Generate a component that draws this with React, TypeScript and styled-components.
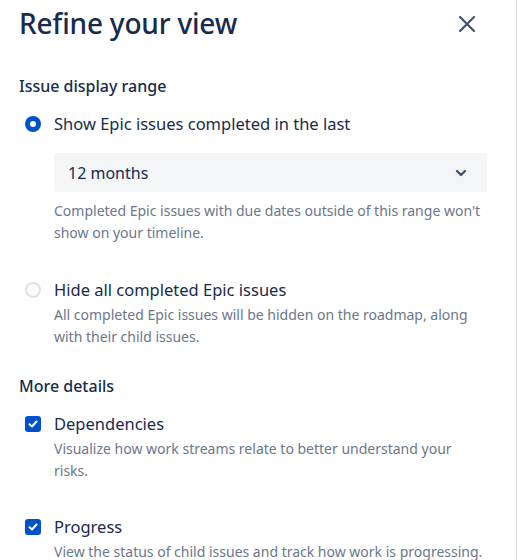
import * as React from 'react';
import styled, { createGlobalStyle } from 'styled-components';

const color = {
  navy: '#172b4d',
  muted: '#6b778c',
  icon: '#42526e',
  blue: '#0052cc',
  field: '#f4f5f7',
  line: '#e2e2e2'
};

const GlobalStyle = createGlobalStyle`
  body {
    margin: 0;
    background: #fff;
    font-family: "Noto Sans", "Open Sans", sans-serif;
    color: ${color.navy};
  }
`;

const Panel = styled.div`
  box-sizing: border-box;
  width: 517px;
  height: 560px;
  padding: 0 30px 0 19px;
  border-right: 1px solid ${color.line};
  overflow: hidden;
`;

const Header = styled.div`
  display: flex;
  align-items: center;
  justify-content: space-between;
  height: 46px;
  margin-right: -1px;
`;

const Title = styled.h1`
  margin: 0;
  font-size: 28px;
  line-height: 46px;
  font-weight: 500;
  letter-spacing: -0.2px;
`;

const CloseButton = styled.button`
  display: flex;
  align-items: center;
  justify-content: center;
  width: 40px;
  height: 40px;
  margin-top: 2px;
  padding: 0;
  border: 0;
  background: none;
  color: ${color.icon};
  cursor: pointer;
`;

const SectionTitle = styled.h2<{ $gap: number }>`
  margin: ${p => p.$gap}px 0 0;
  font-size: 16px;
  line-height: 24px;
  font-weight: 500;
`;

const OptionRow = styled.label<{ $gap: number }>`
  display: grid;
  grid-template-columns: 35px 1fr;
  align-items: center;
  margin-top: ${p => p.$gap}px;
  font-size: 16.5px;
  line-height: 24px;
  cursor: pointer;
`;

const Radio = styled.span<{ $on?: boolean }>`
  box-sizing: border-box;
  display: block;
  width: 16px;
  height: 16px;
  margin-left: 6px;
  border-radius: 50%;
  background: ${p => (p.$on ? color.blue : '#fafbfc')};
  border: ${p => (p.$on ? 'none' : '2px solid #dfe1e6')};
  position: relative;
  &::after {
    content: '';
    display: ${p => (p.$on ? 'block' : 'none')};
    position: absolute;
    left: 5px;
    top: 5px;
    width: 6px;
    height: 6px;
    border-radius: 50%;
    background: #fff;
  }
`;

const Check = styled.span`
  display: flex;
  align-items: center;
  justify-content: center;
  width: 16px;
  height: 16px;
  margin-left: 6px;
  border-radius: 3px;
  background: ${color.blue};
`;

const Indented = styled.div<{ $gap: number }>`
  margin: ${p => p.$gap}px -1px 0 35px;
`;

const Select = styled.div`
  display: flex;
  align-items: center;
  justify-content: space-between;
  height: 39px;
  padding: 0 20px 0 14px;
  border-radius: 3px;
  background: ${color.field};
  font-size: 16px;
`;

const Help = styled.p<{ $gap: number }>`
  margin: ${p => p.$gap}px 0 0 35px;
  font-size: 14px;
  line-height: 21.5px;
  color: ${color.muted};
`;

const CloseIcon = () => (
  <svg width="18" height="18" viewBox="0 0 18 18">
    <path d="M2 2 L16 16 M16 2 L2 16" stroke="currentColor" strokeWidth="2.2" strokeLinecap="round" />
  </svg>
);

const Chevron = () => (
  <svg width="12" height="8" viewBox="0 0 12 8">
    <path d="M2 2 L6 6 L10 2" fill="none" stroke={color.icon} strokeWidth="2.4" strokeLinecap="round" strokeLinejoin="round" />
  </svg>
);

const Tick = () => (
  <svg width="10" height="8" viewBox="0 0 10 8">
    <path d="M1.5 4.2 L4 6.5 L8.5 1.5" fill="none" stroke="#fff" strokeWidth="2" strokeLinecap="round" strokeLinejoin="round" />
  </svg>
);

export default function App() {
  return (
    <Panel>
      <GlobalStyle />
      <Header>
        <Title>Refine your view</Title>
        <CloseButton aria-label="Close">
          <CloseIcon />
        </CloseButton>
      </Header>

      <SectionTitle $gap={28}>Issue display range</SectionTitle>
      <OptionRow $gap={14}>
        <Radio $on />
        <span>Show Epic issues completed in the last</span>
      </OptionRow>
      <Indented $gap={17}>
        <Select>
          <span>12 months</span>
          <Chevron />
        </Select>
      </Indented>
      <Help $gap={8}>
        Completed Epic issues with due dates outside of this range won't show on your timeline.
      </Help>

      <OptionRow $gap={35}>
        <Radio />
        <span>Hide all completed Epic issues</span>
      </OptionRow>
      <Help $gap={2}>
        All completed Epic issues will be hidden on the roadmap, along with their child issues.
      </Help>

      <SectionTitle $gap={27}>More details</SectionTitle>
      <OptionRow $gap={14}>
        <Check>
          <Tick />
        </Check>
        <span>Dependencies</span>
      </OptionRow>
      <Help $gap={2}>Visualize how work streams relate to better understand your risks.</Help>

      <OptionRow $gap={34}>
        <Check>
          <Tick />
        </Check>
        <span>Progress</span>
      </OptionRow>
      <Help $gap={2}>View the status of child issues and track how work is progressing.</Help>
    </Panel>
  );
}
==*==
* GIVEN EXERCISE:
Repeat the listing verbatim. Skip the pictures.

* TASK OUTPUT:
Generate a component that draws this with React, TypeScript and styled-components.
import * as React from 'react';
import styled, { createGlobalStyle } from 'styled-components';

const color = {
  navy: '#172b4d',
  muted: '#6b778c',
  icon: '#42526e',
  blue: '#0052cc',
  field: '#f4f5f7',
  line: '#e2e2e2'
};

const GlobalStyle = createGlobalStyle`
  body {
    margin: 0;
    background: #fff;
    font-family: "Noto Sans", "Open Sans", sans-serif;
    color: ${color.navy};
  }
`;

const Panel = styled.div`
  box-sizing: border-box;
  width: 517px;
  height: 560px;
  padding: 0 30px 0 19px;
  border-right: 1px solid ${color.line};
  overflow: hidden;
`;

const Header = styled.div`
  display: flex;
  align-items: center;
  justify-content: space-between;
  height: 46px;
  margin-right: -1px;
`;

const Title = styled.h1`
  margin: 0;
  font-size: 28px;
  line-height: 46px;
  font-weight: 500;
  letter-spacing: -0.2px;
`;

const CloseButton = styled.button`
  display: flex;
  align-items: center;
  justify-content: center;
  width: 40px;
  height: 40px;
  margin-top: 2px;
  padding: 0;
  border: 0;
  background: none;
  color: ${color.icon};
  cursor: pointer;
`;

const SectionTitle = styled.h2<{ $gap: number }>`
  margin: ${p => p.$gap}px 0 0;
  font-size: 16px;
  line-height: 24px;
  font-weight: 500;
`;

const OptionRow = styled.label<{ $gap: number }>`
  display: grid;
  grid-template-columns: 35px 1fr;
  align-items: center;
  margin-top: ${p => p.$gap}px;
  font-size: 16.5px;
  line-height: 24px;
  cursor: pointer;
`;

const Radio = styled.span<{ $on?: boolean }>`
  box-sizing: border-box;
  display: block;
  width: 16px;
  height: 16px;
  margin-left: 6px;
  border-radius: 50%;
  background: ${p => (p.$on ? color.blue : '#fafbfc')};
  border: ${p => (p.$on ? 'none' : '2px solid #dfe1e6')};
  position: relative;
  &::after {
    content: '';
    display: ${p => (p.$on ? 'block' : 'none')};
    position: absolute;
    left: 5px;
    top: 5px;
    width: 6px;
    height: 6px;
    border-radius: 50%;
    background: #fff;
  }
`;

const Check = styled.span`
  display: flex;
  align-items: center;
  justify-content: center;
  width: 16px;
  height: 16px;
  margin-left: 6px;
  border-radius: 3px;
  background: ${color.blue};
`;

const Indented = styled.div<{ $gap: number }>`
  margin: ${p => p.$gap}px -1px 0 35px;
`;

const Select = styled.div`
  display: flex;
  align-items: center;
  justify-content: space-between;
  height: 39px;
  padding: 0 20px 0 14px;
  border-radius: 3px;
  background: ${color.field};
  font-size: 16px;
`;

const Help = styled.p<{ $gap: number }>`
  margin: ${p => p.$gap}px 0 0 35px;
  font-size: 14px;
  line-height: 21.5px;
  color: ${color.muted};
`;

const CloseIcon = () => (
  <svg width="18" height="18" viewBox="0 0 18 18">
    <path d="M2 2 L16 16 M16 2 L2 16" stroke="currentColor" strokeWidth="2.2" strokeLinecap="round" />
  </svg>
);

const Chevron = () => (
  <svg width="12" height="8" viewBox="0 0 12 8">
    <path d="M2 2 L6 6 L10 2" fill="none" stroke={color.icon} strokeWidth="2.4" strokeLinecap="round" strokeLinejoin="round" />
  </svg>
);

const Tick = () => (
  <svg width="10" height="8" viewBox="0 0 10 8">
    <path d="M1.5 4.2 L4 6.5 L8.5 1.5" fill="none" stroke="#fff" strokeWidth="2" strokeLinecap="round" strokeLinejoin="round" />
  </svg>
);

export default function App() {
  return (
    <Panel>
      <GlobalStyle />
      <Header>
        <Title>Refine your view</Title>
        <CloseButton aria-label="Close">
          <CloseIcon />
        </CloseButton>
      </Header>

      <SectionTitle $gap={28}>Issue display range</SectionTitle>
      <OptionRow $gap={14}>
        <Radio $on />
        <span>Show Epic issues completed in the last</span>
      </OptionRow>
      <Indented $gap={17}>
        <Select>
          <span>12 months</span>
          <Chevron />
        </Select>
      </Indented>
      <Help $gap={8}>
        Completed Epic issues with due dates outside of this range won't show on your timeline.
      </Help>

      <OptionRow $gap={35}>
        <Radio />
        <span>Hide all completed Epic issues</span>
      </OptionRow>
      <Help $gap={2}>
        All completed Epic issues will be hidden on the roadmap, along with their child issues.
      </Help>

      <SectionTitle $gap={27}>More details</SectionTitle>
      <OptionRow $gap={14}>
        <Check>
          <Tick />
        </Check>
        <span>Dependencies</span>
      </OptionRow>
      <Help $gap={2}>Visualize how work streams relate to better understand your risks.</Help>

      <OptionRow $gap={34}>
        <Check>
          <Tick />
        </Check>
        <span>Progress</span>
      </OptionRow>
      <Help $gap={2}>View the status of child issues and track how work is progressing.</Help>
    </Panel>
  );
}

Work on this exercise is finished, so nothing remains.